Disgraced former pro football quarterback Paul Crewe is sent to prison after a drunken night to remember. The prison is run by Warden Hazen, a football nut who spies an opportunity to utilise Crewe's ability at the sport to enhance the prison guards teams skills. After initially declining to help, Crewe is swayed into putting together a team of convicts to take on the guards in a one off match, thieves, murderers and psychopaths collectively come together to literally, beat the guards, but Crewe also has his own personal demons to exorcise.
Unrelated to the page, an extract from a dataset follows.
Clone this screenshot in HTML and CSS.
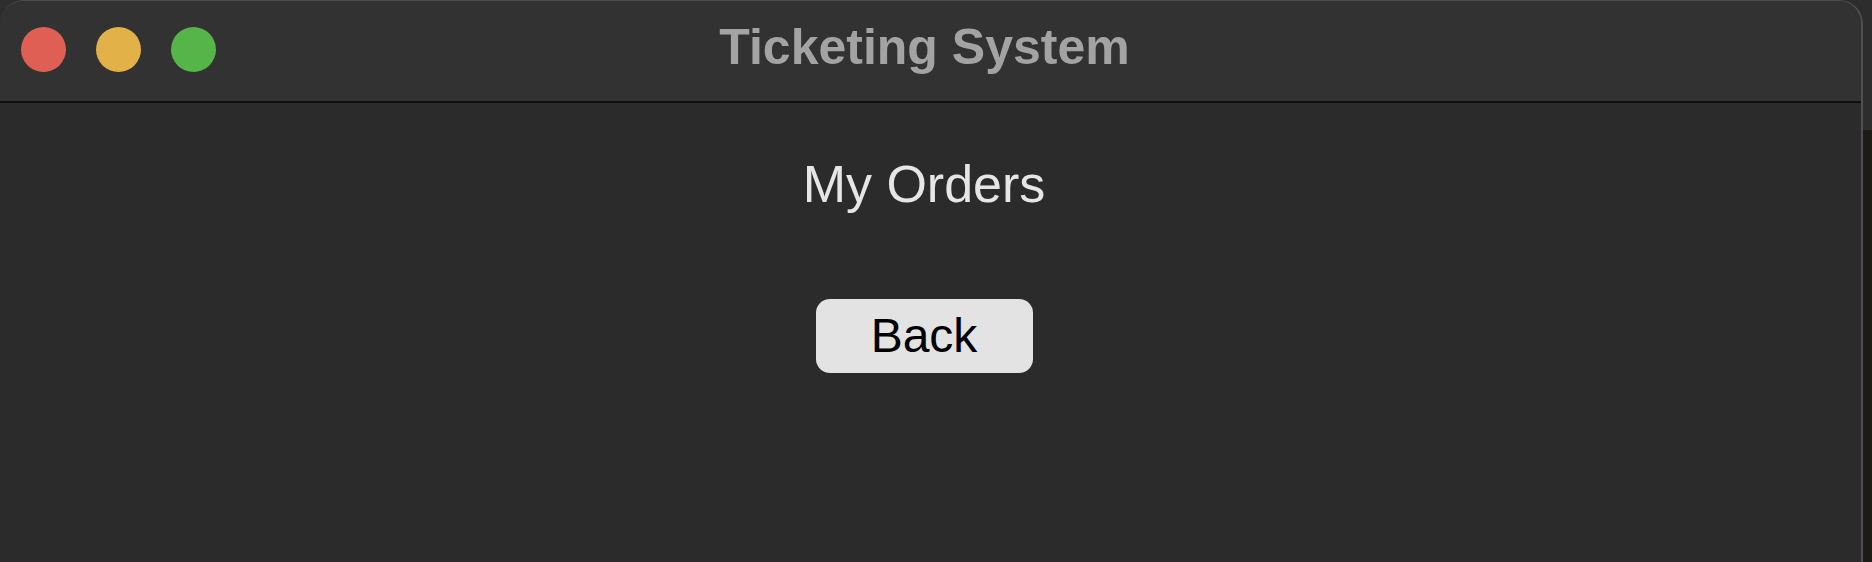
FILE: index.html
```html
<!DOCTYPE html>
<html>
<head>
<meta charset="utf-8">
<title>Ticketing System</title>
<link rel="stylesheet" href="styles.css">
</head>
<body>
<div class="window">
  <div class="titlebar">
    <div class="lights">
      <span class="light red"></span>
      <span class="light yellow"></span>
      <span class="light green"></span>
    </div>
    <div class="title">Ticketing System</div>
  </div>
  <div class="content">
    <h1 class="heading">My Orders</h1>
    <button class="back">Back</button>
  </div>
</div>
</body>
</html>
```

FILE: styles.css
```css
html, body {
  margin: 0;
  padding: 0;
  height: 100%;
}
body {
  background: linear-gradient(#2d2d2d 0, #2d2d2d 130px, #1d1b17 130px);
  font-family: "Liberation Sans", Arial, sans-serif;
  overflow: hidden;
}
.window {
  width: 1863px;
  height: 562px;
  box-sizing: border-box;
  background: #2b2b2b;
  border-top-left-radius: 24px;
  border-top-right-radius: 24px;
  border-top: 1px solid #4c4c4c;
  border-right: 2px solid #505050;
  display: flex;
  flex-direction: column;
  overflow: hidden;
}
.titlebar {
  position: relative;
  height: 100px;
  background: #323232;
  border-bottom: 2px solid #0e0e0e;
  display: flex;
  align-items: center;
  justify-content: center;
  flex-shrink: 0;
}
.lights {
  position: absolute;
  left: 21px;
  top: 26px;
  display: flex;
  gap: 30px;
}
.light {
  width: 45px;
  height: 45px;
  border-radius: 50%;
  display: block;
}
.red { background: #df5f55; }
.yellow { background: #e2b148; }
.green { background: #55b548; }
.title {
  color: #a3a3a3;
  font-weight: bold;
  font-size: 50px;
  line-height: 56px;
  margin-top: -8px;
  margin-right: 12px;
}
.content {
  display: flex;
  flex-direction: column;
  align-items: center;
  padding-top: 51px;
  padding-right: 13px;
}
.heading {
  margin: 0;
  font-weight: normal;
  font-size: 52px;
  line-height: 60px;
  color: #e6e6e6;
}
.back {
  margin-top: 85px;
  width: 217px;
  height: 74px;
  border: none;
  border-radius: 14px;
  background: #e3e3e3;
  color: #000;
  font-family: "Liberation Sans", Arial, sans-serif;
  font-size: 48px;
  line-height: 74px;
  padding: 0;
  display: flex;
  align-items: center;
  justify-content: center;
}
```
This violent, but wonderfully funny film has many things going for it. Directed with style by the gifted hands of Robert Aldrich, The Longest Yard cheekily examines the harshness of gridiron and fuses it with the brutality of the penal system. The script from Tracy Keenan Wynn is a sharp as a tack and Aldrich's use of split screens and slow motion sequences bring it all together very nicely indeed. I would also like to comment on the editing from Michael Luciano, nominated for the Oscar in that department, it didn't win, but in my honest opinion it's one of the best edited pictures from the 70s.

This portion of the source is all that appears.